- [STATED EXERCISE]:
Every record should be written out exactly, with the pictures left out.

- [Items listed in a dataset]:

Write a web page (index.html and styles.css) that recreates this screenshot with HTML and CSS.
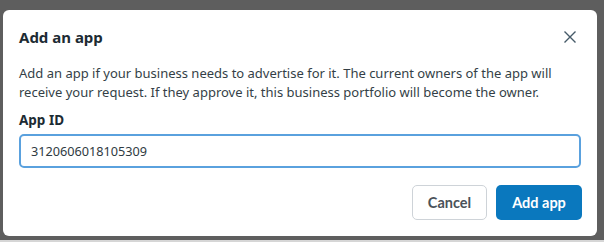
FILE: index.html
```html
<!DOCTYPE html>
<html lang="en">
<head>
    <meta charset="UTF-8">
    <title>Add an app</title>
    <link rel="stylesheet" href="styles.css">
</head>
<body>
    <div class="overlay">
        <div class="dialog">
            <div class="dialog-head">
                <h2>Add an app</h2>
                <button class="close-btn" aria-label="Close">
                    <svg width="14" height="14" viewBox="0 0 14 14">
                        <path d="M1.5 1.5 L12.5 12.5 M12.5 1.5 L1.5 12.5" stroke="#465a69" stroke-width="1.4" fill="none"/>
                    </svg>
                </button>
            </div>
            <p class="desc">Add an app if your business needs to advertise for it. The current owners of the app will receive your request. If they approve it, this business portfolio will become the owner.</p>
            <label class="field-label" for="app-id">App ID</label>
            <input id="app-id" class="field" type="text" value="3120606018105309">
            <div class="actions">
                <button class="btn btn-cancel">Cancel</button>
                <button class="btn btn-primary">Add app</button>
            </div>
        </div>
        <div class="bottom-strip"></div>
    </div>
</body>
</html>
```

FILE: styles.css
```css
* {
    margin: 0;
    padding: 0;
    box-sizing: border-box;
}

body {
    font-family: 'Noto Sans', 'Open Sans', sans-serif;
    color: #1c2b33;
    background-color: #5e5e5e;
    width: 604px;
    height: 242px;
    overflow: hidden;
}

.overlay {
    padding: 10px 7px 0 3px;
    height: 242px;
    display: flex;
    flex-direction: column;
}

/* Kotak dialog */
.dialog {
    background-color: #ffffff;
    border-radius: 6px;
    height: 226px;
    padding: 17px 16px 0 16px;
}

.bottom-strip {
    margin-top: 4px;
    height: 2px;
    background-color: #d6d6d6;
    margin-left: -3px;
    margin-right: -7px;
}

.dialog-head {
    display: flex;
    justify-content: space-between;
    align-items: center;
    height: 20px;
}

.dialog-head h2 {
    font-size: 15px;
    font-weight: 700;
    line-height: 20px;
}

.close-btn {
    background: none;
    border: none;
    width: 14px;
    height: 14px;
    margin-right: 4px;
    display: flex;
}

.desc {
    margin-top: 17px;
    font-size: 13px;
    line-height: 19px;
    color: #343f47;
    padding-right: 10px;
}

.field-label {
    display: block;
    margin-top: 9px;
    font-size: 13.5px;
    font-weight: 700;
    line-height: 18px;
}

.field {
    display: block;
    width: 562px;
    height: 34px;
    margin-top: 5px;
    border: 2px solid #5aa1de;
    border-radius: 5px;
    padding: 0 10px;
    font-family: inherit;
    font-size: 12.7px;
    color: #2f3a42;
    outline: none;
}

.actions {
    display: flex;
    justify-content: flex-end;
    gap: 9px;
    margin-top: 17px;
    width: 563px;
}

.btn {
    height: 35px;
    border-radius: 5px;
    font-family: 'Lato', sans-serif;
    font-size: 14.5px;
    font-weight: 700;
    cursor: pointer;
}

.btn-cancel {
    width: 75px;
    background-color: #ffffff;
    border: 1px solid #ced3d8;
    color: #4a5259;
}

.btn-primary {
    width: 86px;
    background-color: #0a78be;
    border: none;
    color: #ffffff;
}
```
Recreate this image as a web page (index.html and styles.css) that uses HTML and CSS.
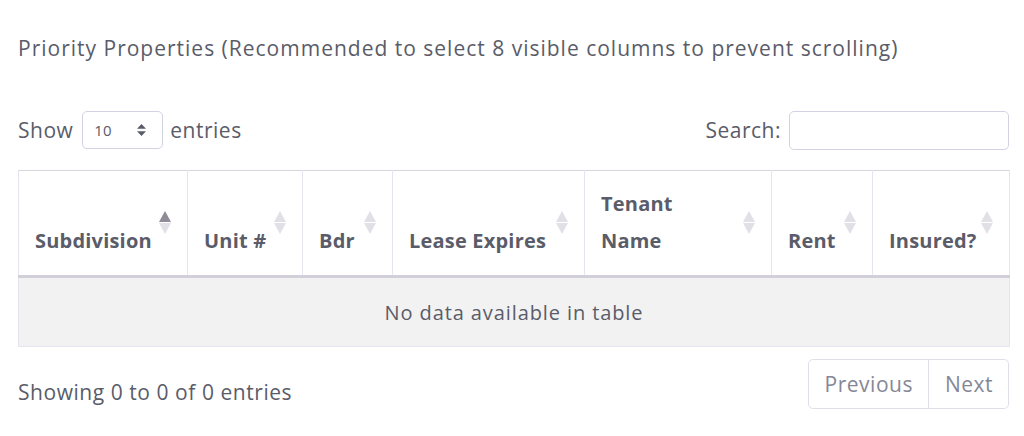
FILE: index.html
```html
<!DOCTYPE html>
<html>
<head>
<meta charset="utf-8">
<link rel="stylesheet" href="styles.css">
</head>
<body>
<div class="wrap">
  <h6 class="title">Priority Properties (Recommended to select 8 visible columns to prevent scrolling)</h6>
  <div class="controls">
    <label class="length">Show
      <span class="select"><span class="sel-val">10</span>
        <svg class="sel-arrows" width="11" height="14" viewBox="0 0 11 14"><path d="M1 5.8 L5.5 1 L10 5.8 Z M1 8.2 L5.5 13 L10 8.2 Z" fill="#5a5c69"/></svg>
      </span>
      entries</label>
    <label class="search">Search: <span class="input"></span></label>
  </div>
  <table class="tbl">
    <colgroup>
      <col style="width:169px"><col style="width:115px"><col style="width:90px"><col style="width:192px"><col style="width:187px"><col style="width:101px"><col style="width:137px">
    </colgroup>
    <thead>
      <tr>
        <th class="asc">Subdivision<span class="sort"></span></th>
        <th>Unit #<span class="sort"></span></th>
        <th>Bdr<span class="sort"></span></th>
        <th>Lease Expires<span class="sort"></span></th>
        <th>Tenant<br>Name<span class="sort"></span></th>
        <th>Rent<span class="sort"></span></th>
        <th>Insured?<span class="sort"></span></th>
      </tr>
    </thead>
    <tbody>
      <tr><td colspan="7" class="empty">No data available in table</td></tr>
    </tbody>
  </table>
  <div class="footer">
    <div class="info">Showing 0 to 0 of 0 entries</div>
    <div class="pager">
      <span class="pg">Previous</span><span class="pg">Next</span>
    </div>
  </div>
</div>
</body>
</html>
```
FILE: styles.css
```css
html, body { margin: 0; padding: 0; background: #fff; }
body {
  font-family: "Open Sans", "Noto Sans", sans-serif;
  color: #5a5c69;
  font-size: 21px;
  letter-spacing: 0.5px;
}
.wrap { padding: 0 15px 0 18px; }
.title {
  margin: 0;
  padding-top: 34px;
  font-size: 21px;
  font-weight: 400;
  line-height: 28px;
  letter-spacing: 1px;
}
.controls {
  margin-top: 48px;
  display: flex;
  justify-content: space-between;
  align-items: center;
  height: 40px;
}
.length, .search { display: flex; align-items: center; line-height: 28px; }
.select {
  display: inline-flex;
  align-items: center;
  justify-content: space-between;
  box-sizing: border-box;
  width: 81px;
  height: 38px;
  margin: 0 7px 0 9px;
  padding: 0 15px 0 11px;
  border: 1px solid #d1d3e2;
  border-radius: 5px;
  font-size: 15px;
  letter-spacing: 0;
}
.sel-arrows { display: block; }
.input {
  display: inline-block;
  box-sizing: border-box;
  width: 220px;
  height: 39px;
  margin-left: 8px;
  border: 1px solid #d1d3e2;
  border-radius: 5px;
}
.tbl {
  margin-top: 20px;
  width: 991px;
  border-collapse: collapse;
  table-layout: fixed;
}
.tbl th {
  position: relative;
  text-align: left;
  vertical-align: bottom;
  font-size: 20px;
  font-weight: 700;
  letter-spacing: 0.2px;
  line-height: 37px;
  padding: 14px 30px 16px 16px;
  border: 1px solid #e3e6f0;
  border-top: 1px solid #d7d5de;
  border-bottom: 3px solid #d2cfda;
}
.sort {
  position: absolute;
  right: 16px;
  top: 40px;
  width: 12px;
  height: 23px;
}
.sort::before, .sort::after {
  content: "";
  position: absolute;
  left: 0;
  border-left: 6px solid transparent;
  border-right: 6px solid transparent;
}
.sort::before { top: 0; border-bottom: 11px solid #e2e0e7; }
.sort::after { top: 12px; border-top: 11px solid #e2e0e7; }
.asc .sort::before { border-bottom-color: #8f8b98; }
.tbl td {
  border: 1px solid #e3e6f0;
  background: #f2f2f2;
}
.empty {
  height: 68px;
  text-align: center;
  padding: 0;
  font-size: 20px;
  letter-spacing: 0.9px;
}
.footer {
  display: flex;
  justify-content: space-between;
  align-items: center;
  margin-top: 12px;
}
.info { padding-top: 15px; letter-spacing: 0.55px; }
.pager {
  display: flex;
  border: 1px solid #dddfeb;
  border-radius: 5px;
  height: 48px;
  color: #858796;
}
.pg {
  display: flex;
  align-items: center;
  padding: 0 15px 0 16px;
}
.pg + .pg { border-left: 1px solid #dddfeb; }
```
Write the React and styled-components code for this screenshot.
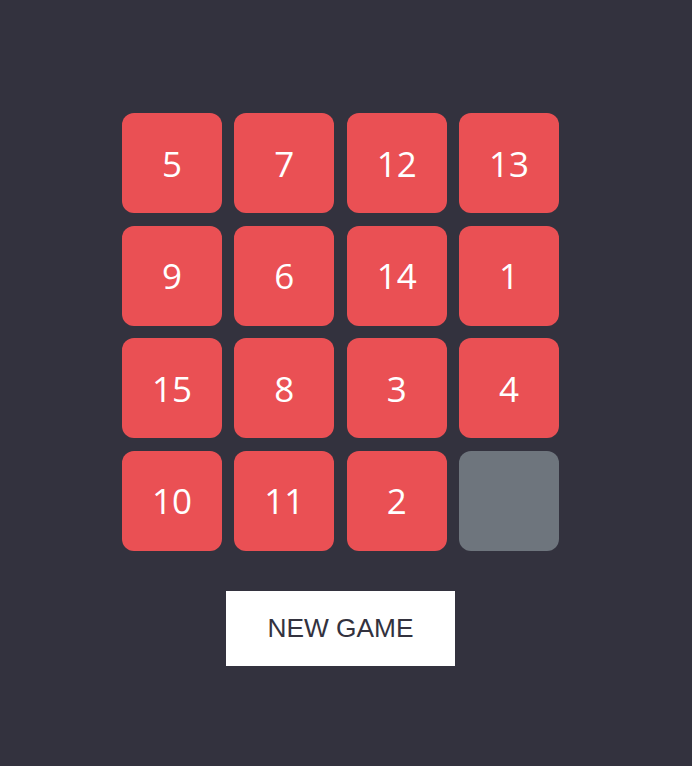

- [IN RESPONSE]:
Write a web page (index.html and styles.css) that recreates this screenshot with HTML and CSS.
FILE: index.html
```html
<!DOCTYPE html>
<html lang="en">
<head>
    <meta charset="UTF-8">
    <title>Add an app</title>
    <link rel="stylesheet" href="styles.css">
</head>
<body>
    <div class="overlay">
        <div class="dialog">
            <div class="dialog-head">
                <h2>Add an app</h2>
                <button class="close-btn" aria-label="Close">
                    <svg width="14" height="14" viewBox="0 0 14 14">
                        <path d="M1.5 1.5 L12.5 12.5 M12.5 1.5 L1.5 12.5" stroke="#465a69" stroke-width="1.4" fill="none"/>
                    </svg>
                </button>
            </div>
            <p class="desc">Add an app if your business needs to advertise for it. The current owners of the app will receive your request. If they approve it, this business portfolio will become the owner.</p>
            <label class="field-label" for="app-id">App ID</label>
            <input id="app-id" class="field" type="text" value="3120606018105309">
            <div class="actions">
                <button class="btn btn-cancel">Cancel</button>
                <button class="btn btn-primary">Add app</button>
            </div>
        </div>
        <div class="bottom-strip"></div>
    </div>
</body>
</html>
```

FILE: styles.css
```css
* {
    margin: 0;
    padding: 0;
    box-sizing: border-box;
}

body {
    font-family: 'Noto Sans', 'Open Sans', sans-serif;
    color: #1c2b33;
    background-color: #5e5e5e;
    width: 604px;
    height: 242px;
    overflow: hidden;
}

.overlay {
    padding: 10px 7px 0 3px;
    height: 242px;
    display: flex;
    flex-direction: column;
}

/* Kotak dialog */
.dialog {
    background-color: #ffffff;
    border-radius: 6px;
    height: 226px;
    padding: 17px 16px 0 16px;
}

.bottom-strip {
    margin-top: 4px;
    height: 2px;
    background-color: #d6d6d6;
    margin-left: -3px;
    margin-right: -7px;
}

.dialog-head {
    display: flex;
    justify-content: space-between;
    align-items: center;
    height: 20px;
}

.dialog-head h2 {
    font-size: 15px;
    font-weight: 700;
    line-height: 20px;
}

.close-btn {
    background: none;
    border: none;
    width: 14px;
    height: 14px;
    margin-right: 4px;
    display: flex;
}

.desc {
    margin-top: 17px;
    font-size: 13px;
    line-height: 19px;
    color: #343f47;
    padding-right: 10px;
}

.field-label {
    display: block;
    margin-top: 9px;
    font-size: 13.5px;
    font-weight: 700;
    line-height: 18px;
}

.field {
    display: block;
    width: 562px;
    height: 34px;
    margin-top: 5px;
    border: 2px solid #5aa1de;
    border-radius: 5px;
    padding: 0 10px;
    font-family: inherit;
    font-size: 12.7px;
    color: #2f3a42;
    outline: none;
}

.actions {
    display: flex;
    justify-content: flex-end;
    gap: 9px;
    margin-top: 17px;
    width: 563px;
}

.btn {
    height: 35px;
    border-radius: 5px;
    font-family: 'Lato', sans-serif;
    font-size: 14.5px;
    font-weight: 700;
    cursor: pointer;
}

.btn-cancel {
    width: 75px;
    background-color: #ffffff;
    border: 1px solid #ced3d8;
    color: #4a5259;
}

.btn-primary {
    width: 86px;
    background-color: #0a78be;
    border: none;
    color: #ffffff;
}
```
Recreate this image as a web page (index.html and styles.css) that uses HTML and CSS.
FILE: index.html
```html
<!DOCTYPE html>
<html>
<head>
<meta charset="utf-8">
<link rel="stylesheet" href="styles.css">
</head>
<body>
<div class="wrap">
  <h6 class="title">Priority Properties (Recommended to select 8 visible columns to prevent scrolling)</h6>
  <div class="controls">
    <label class="length">Show
      <span class="select"><span class="sel-val">10</span>
        <svg class="sel-arrows" width="11" height="14" viewBox="0 0 11 14"><path d="M1 5.8 L5.5 1 L10 5.8 Z M1 8.2 L5.5 13 L10 8.2 Z" fill="#5a5c69"/></svg>
      </span>
      entries</label>
    <label class="search">Search: <span class="input"></span></label>
  </div>
  <table class="tbl">
    <colgroup>
      <col style="width:169px"><col style="width:115px"><col style="width:90px"><col style="width:192px"><col style="width:187px"><col style="width:101px"><col style="width:137px">
    </colgroup>
    <thead>
      <tr>
        <th class="asc">Subdivision<span class="sort"></span></th>
        <th>Unit #<span class="sort"></span></th>
        <th>Bdr<span class="sort"></span></th>
        <th>Lease Expires<span class="sort"></span></th>
        <th>Tenant<br>Name<span class="sort"></span></th>
        <th>Rent<span class="sort"></span></th>
        <th>Insured?<span class="sort"></span></th>
      </tr>
    </thead>
    <tbody>
      <tr><td colspan="7" class="empty">No data available in table</td></tr>
    </tbody>
  </table>
  <div class="footer">
    <div class="info">Showing 0 to 0 of 0 entries</div>
    <div class="pager">
      <span class="pg">Previous</span><span class="pg">Next</span>
    </div>
  </div>
</div>
</body>
</html>
```
FILE: styles.css
```css
html, body { margin: 0; padding: 0; background: #fff; }
body {
  font-family: "Open Sans", "Noto Sans", sans-serif;
  color: #5a5c69;
  font-size: 21px;
  letter-spacing: 0.5px;
}
.wrap { padding: 0 15px 0 18px; }
.title {
  margin: 0;
  padding-top: 34px;
  font-size: 21px;
  font-weight: 400;
  line-height: 28px;
  letter-spacing: 1px;
}
.controls {
  margin-top: 48px;
  display: flex;
  justify-content: space-between;
  align-items: center;
  height: 40px;
}
.length, .search { display: flex; align-items: center; line-height: 28px; }
.select {
  display: inline-flex;
  align-items: center;
  justify-content: space-between;
  box-sizing: border-box;
  width: 81px;
  height: 38px;
  margin: 0 7px 0 9px;
  padding: 0 15px 0 11px;
  border: 1px solid #d1d3e2;
  border-radius: 5px;
  font-size: 15px;
  letter-spacing: 0;
}
.sel-arrows { display: block; }
.input {
  display: inline-block;
  box-sizing: border-box;
  width: 220px;
  height: 39px;
  margin-left: 8px;
  border: 1px solid #d1d3e2;
  border-radius: 5px;
}
.tbl {
  margin-top: 20px;
  width: 991px;
  border-collapse: collapse;
  table-layout: fixed;
}
.tbl th {
  position: relative;
  text-align: left;
  vertical-align: bottom;
  font-size: 20px;
  font-weight: 700;
  letter-spacing: 0.2px;
  line-height: 37px;
  padding: 14px 30px 16px 16px;
  border: 1px solid #e3e6f0;
  border-top: 1px solid #d7d5de;
  border-bottom: 3px solid #d2cfda;
}
.sort {
  position: absolute;
  right: 16px;
  top: 40px;
  width: 12px;
  height: 23px;
}
.sort::before, .sort::after {
  content: "";
  position: absolute;
  left: 0;
  border-left: 6px solid transparent;
  border-right: 6px solid transparent;
}
.sort::before { top: 0; border-bottom: 11px solid #e2e0e7; }
.sort::after { top: 12px; border-top: 11px solid #e2e0e7; }
.asc .sort::before { border-bottom-color: #8f8b98; }
.tbl td {
  border: 1px solid #e3e6f0;
  background: #f2f2f2;
}
.empty {
  height: 68px;
  text-align: center;
  padding: 0;
  font-size: 20px;
  letter-spacing: 0.9px;
}
.footer {
  display: flex;
  justify-content: space-between;
  align-items: center;
  margin-top: 12px;
}
.info { padding-top: 15px; letter-spacing: 0.55px; }
.pager {
  display: flex;
  border: 1px solid #dddfeb;
  border-radius: 5px;
  height: 48px;
  color: #858796;
}
.pg {
  display: flex;
  align-items: center;
  padding: 0 15px 0 16px;
}
.pg + .pg { border-left: 1px solid #dddfeb; }
```
Write the React and styled-components code for this screenshot.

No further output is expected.